Sugar (and by extension sugary beverages) is one of the three luxuries—along with tobacco and rum—described by Adam Smith as “extremely proper subjects of taxation”; it has proved to be the toughest to tax of the three. And although the soda tax is being hailed by supporters on both sides of the border (the American Heart Association said in a statement, “Mexico’s effort provides an excellent starting point, but we need U.S. states and communities to enact the tax as well”), there is also wariness, because the tax is roughly half what research indicates to be the super-effectiveness threshold of about 20 percent. The peso-per-liter level is still meaningful, however; in fact, Femsa, Mexico’s Coke bottler, has said it would pass on the tax by raising prices between 12 and 15 percent.

Still, it’s difficult to be confident, especially since these taxes seem small against the overall challenge: significantly reducing consumption of sugar and controlling the marketing of junk food to kids. Furthermore, public health education is needed to turn around the culture of sugar, in which people may buy and drink sweet beverages despite higher costs and the presence of alternatives. When I visited Mexico City recently, tax advocates told me that the new moves made it clear that the previous administrations did nothing to prevent the obesity crisis (indeed, the next-to-last president was a former president of Coca-Cola Mexico). The new government has raised the stakes in defining a quality diet, recognizing that cheap calories are not sufficient and that real food is preferable to processed products.

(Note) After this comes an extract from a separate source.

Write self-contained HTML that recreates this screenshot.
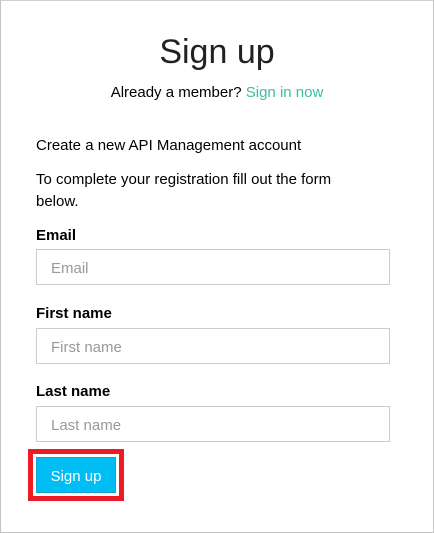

Unlike the meaningless chant of “U.S.A.! U.S.A.!” (or the ridiculously chauvinistic “We’re No. 1!”), ¡Viva México! actually means something: “Let Mexico Live!” (Or, more popularly, Long Live Mexico!)

But thanks largely to proximity (and NAFTA) Mexico has suffered more from adapting the standard American diet than any other country. Everyone, it seems, is surprised that these taxes are going forward. It would be fitting if they paved the way toward a saner diet, just as it would be both paradoxical and wonderful if the United States could follow its lead.